For a fact, presidential elections are a hell of a big deal in modern democracies. Demands of the office, and health of the country at large, require a prepared, smart leadership that transcends power grubbing, clever demagogues and some old fuddy-duddy banking on their stars to take turns in sitting at the top. It requires more of a clear vision of leadership, mission to accomplish and its detailed work-plan to sell to the citizenry. Besides the constitutional requirement for the replacement of a president every four-year, the issues that agitate the well-being of the masses are the traditional measuring rod upon which to decide who the cap fits in a presidential contest. It boils down to the big ideas on how to move the country forward.
  
Bob Woodward in the work, The Agenda, chronicled Bill Clintons’ presidency in the United States. Most fascinating is the extent of preparedness for the job. A team of field professionals that also has Mrs. Clinton at the background, did a long arduous work that turned political ideas into facts and figures, to catapult the Arkansas Governor, an underdog in the primaries, into a presidential material that became the 42nd American President. Bottom-line: real politics is a marketplace of ideas. And a candidate is only as credible as his team and their outputs on issues of lasting importance. As Machiavelli wrote in The Prince, “the first method for estimating the intelligence of a ruler is to look at the men he has around him.”
 
In Nigeria’s context, where are the ideas driving our presidential candidates? Who are those advisers and technocrats in their shadow-cabinets, seated in a basement shuffling ideas and writing detailed work-plan on myriads of issues troubling the country, upon which their principals can speak intelligently to Nigerians? What is in their manifesto that will do things differently from the disaster called Buhari’s administration? Buhari’s Nigeria is in a dire strait and everyone can feel the pinch, if not the bite. Going forward, the country needs a saviour, not an undertaker to dispose its carcass. To get there, aspirants should therefore be measured by aces up their sleeves.
 
In the post-Buhari years, how will the next president stabilise the economy and fix its huge infrastructure deficit that requires $10 billion yearly for at least 10 consecutive years, according to the World Bank estimate? What is his magic wand to reverse spiraling inflation that is currently pegged at 17.71 per cent? How will the administration handle borrowing that is already N41.6 trillion in the face of debt servicing estimated to gulp the entire federal income by 2026?  Will the candidate halt or continue with the N4 trillion-plus worth of fuel subsidy amid social unease that will greet further spike in pump price? These are questions for a team of sound practitioners, not politicians, management consultants nor PR managers to handle. Emi l’o kan-manifesto, which some candidates are banding about, is not a credible work-plan fit for purpose.
  
Beyond just another mob passion in rebuke of a disappointing administration, Nigerians should be asking germane questions and demand detailed response to test the mettle of aspirants. What plan does a candidate have to upturn the epileptic power system that accounts for 45 per cent of manufacturers’ cost of operation?
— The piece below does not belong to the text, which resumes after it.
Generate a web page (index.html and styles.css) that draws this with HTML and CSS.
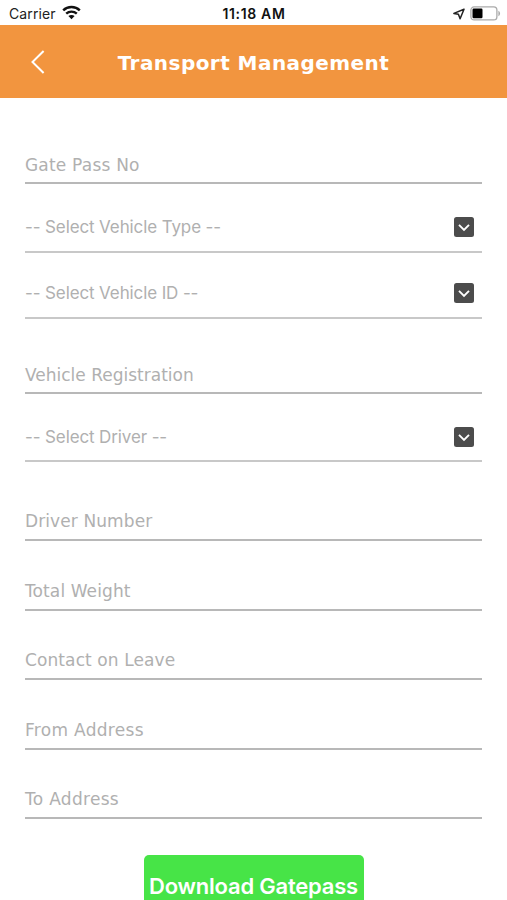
FILE: index.html
```html
<!DOCTYPE html>
<html lang="en">
<head>
<meta charset="utf-8">
<title>Transport Management</title>
<link rel="stylesheet" href="styles.css">
</head>
<body>
<div class="status">
  <div class="status-left"><span class="carrier">Carrier</span>
    <svg class="wifi" width="19" height="15" viewBox="0 0 19 15" fill="none" stroke="#111" stroke-width="2.4"><path d="M1.2 5.3C5.7.9 13.3.9 17.8 5.3M4.2 8.7c3-2.8 7.6-2.8 10.6 0"/><path d="M9.5 14.2 6.4 11.1c1.8-1.6 4.4-1.6 6.2 0z" fill="#111" stroke="none"/></svg>
  </div>
  <span class="clock">11:18 AM</span>
  <div class="status-right">
    <svg width="12" height="12" viewBox="0 0 12 12" fill="none" stroke="#222" stroke-width="1.5" stroke-linejoin="round"><path d="M11 1.2.9 5.4l4.5.9 1.7 4.4z"/></svg>
    <svg width="31" height="15" viewBox="0 0 31 15"><rect x=".9" y=".9" width="26" height="13" rx="3.2" fill="#fff" stroke="#aaa" stroke-width="1.3"/><rect x="2.5" y="2.6" width="10" height="9.7" rx="1.2"/><path d="M28.4 4.8c2.2 1 2.2 4.4 0 5.4z" fill="#aaa"/></svg>
  </div>
</div>
<header class="header">
  <svg class="back" width="14" height="24" viewBox="0 0 14 24" fill="none" stroke="#fff" stroke-width="2"><path d="M12.6 1 1.5 12l11.1 11"/></svg>
  <h1 class="title">Transport Management</h1>
</header>
<main class="form">
  <div class="field first"><span>Gate Pass No</span></div>
  <div class="field select type"><span>-- Select Vehicle Type --</span><svg class="drop" viewBox="0 0 20 20"><rect width="20" height="20" rx="2.5" fill="#4c4c4c"/><path d="m5 7.8 5 5 5-5" fill="none" stroke="#fff" stroke-width="1.9"/></svg></div>
  <div class="field select id"><span>-- Select Vehicle ID --</span><svg class="drop" viewBox="0 0 20 20"><rect width="20" height="20" rx="2.5" fill="#4c4c4c"/><path d="m5 7.8 5 5 5-5" fill="none" stroke="#fff" stroke-width="1.9"/></svg></div>
  <div class="field registration"><span>Vehicle Registration</span></div>
  <div class="field select driver"><span>-- Select Driver --</span><svg class="drop" viewBox="0 0 20 20"><rect width="20" height="20" rx="2.5" fill="#4c4c4c"/><path d="m5 7.8 5 5 5-5" fill="none" stroke="#fff" stroke-width="1.9"/></svg></div>
  <div class="field number"><span>Driver Number</span></div>
  <div class="field"><span>Total Weight</span></div>
  <div class="field"><span>Contact on Leave</span></div>
  <div class="field address"><span>From Address</span></div>
  <div class="field address"><span>To Address</span></div>
  <button class="download">Download Gatepass</button>
</main>
</body>
</html>
```
FILE: styles.css
```css
* { box-sizing: border-box; }
body {
  margin: 0;
  height: 900px;
  overflow: hidden;
  background: #fff;
  font-family: Inter, sans-serif;
}
.status {
  height: 25px;
  display: grid;
  grid-template-columns: 1fr auto 1fr;
  align-items: center;
  padding: 2px 6px 0 9px;
  font-size: 14px;
  line-height: 20px;
  color: #222;
}
.status-left { display: flex; align-items: center; gap: 6px; }
.carrier { letter-spacing: .1px; }
.wifi { margin-top: -2px; }
.clock { font-weight: 600; color: #111; letter-spacing: .65px; margin: 0 1px 0 -1px; }
.status-right { display: flex; align-items: center; justify-content: flex-end; gap: 5px; }
.header {
  height: 73px;
  display: grid;
  grid-template-columns: 60px 1fr 60px;
  align-items: center;
  background: #f2953f;
  color: #fff;
}
.back { margin-left: 31px; }
.title {
  margin: 2px 0 0;
  text-align: center;
  white-space: nowrap;
  font: 700 20px/26px "DejaVu Sans", sans-serif;
  letter-spacing: .45px;
}
.form { padding: 0 25px; display: flex; flex-direction: column; }
.field {
  height: 69.6px;
  flex: none;
  display: flex;
  align-items: flex-end;
  justify-content: space-between;
  padding-bottom: 8px;
  border-bottom: 2px solid #b8b8b8;
  color: #b0b0b0;
  font: 17px/20px "DejaVu Sans", sans-serif;
  letter-spacing: .1px;
}
.select {
  padding-bottom: 14px;
  border-bottom-color: #c8c8c8;
  font: 17px/20px Inter, sans-serif;
  letter-spacing: -.12px;
}
.first { height: 86px; padding-bottom: 7px; letter-spacing: .2px; }
.type { height: 69px; }
.id { height: 66px; }
.registration { height: 75px; padding-bottom: 7px; letter-spacing: 0; }
.driver { height: 68px; padding-bottom: 13px; }
.number { height: 79px; }
.address { letter-spacing: .3px; }
.drop { width: 20px; height: 20px; margin-right: 8px; }
.download {
  align-self: center;
  width: 220px;
  height: 62px;
  flex: none;
  margin-top: 36px;
  padding: 0;
  border: 0;
  border-radius: 5px;
  background: #47e447;
  color: #fff;
  white-space: nowrap;
  font: 600 22px/28px Inter, sans-serif;
  letter-spacing: -.22px;
}
```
A candidate that is still personally busy window-shopping the Egyptian power system less than a year into office is not ready to turn the corner. What of his plans for the 33.3 per cent of the unemployed masses despite most states being unable to pay salaries and pensions? What will be the candidate’s response to insecurity, state police, and restructuring? What of the over-bloated overhead at the government level? All of these are serious issues that no serious contender should gloss over.
 
A Peter Obi, for instance, has a persona that is more enterprising than that of his party. But how will his presidency manage a National Assembly that belongs to sharks in rebellious opposition parties? For an Atiku that lives overseas than in Nigeria, what does he know about the Nigerian masses and what does he want from them? By the way, some of these presidential candidates have sleazy reputations. What is their answer to allegations of certificate racketeering and grafts? Keeping mum is not good reasoning. Candidates of parties that have wrecked the country and even apologised for looting its commonwealth dry should really be ashamed of their unholy alliances or be prepared to give credible explanations for their roles in the malady. Credible candidates should undergo the smell-test or quit the race.  
  
Unfortunately, our politicians rarely prepare for office and a reason their tenure often ends in fiasco. That is self-evident in those candidates that are yet unresolved on their choices of flag-bearer some months to election. Those are signs of things to come. But in rooting for such tardiness to succeed Buhari, Nigerians should remember that it took Buhari six months to assemble his ministers despite 12 years of angling for the apex office. One of the ministers, Babatunde Fashola (SAN), in an interview, said it took him another three months to work-out a Marshall Plan of action for his ministries. It took his aviation counterpart almost a year to roll out Aviation Roadmap for the transformation of the sector. Seven years spent and less than one to go, none of the six key projects in the roadmap has been delivered. The scorecard of the entire charade is there for Nigerians to see for themselves.
 
The 2023 election is offering another opportunity and Nigerians should demand credible candidates with a scrutinised work-plan than deep-pockets and rabble-rousers warming up to bully their way to Aso Rock. The ability of a candidate to deliver a new Nigeria should be much more paramount than just a civic obligation of voting at elections. But should affliction strike the second time, the fault will not be of the politicians but the people that endeared them. Ire o!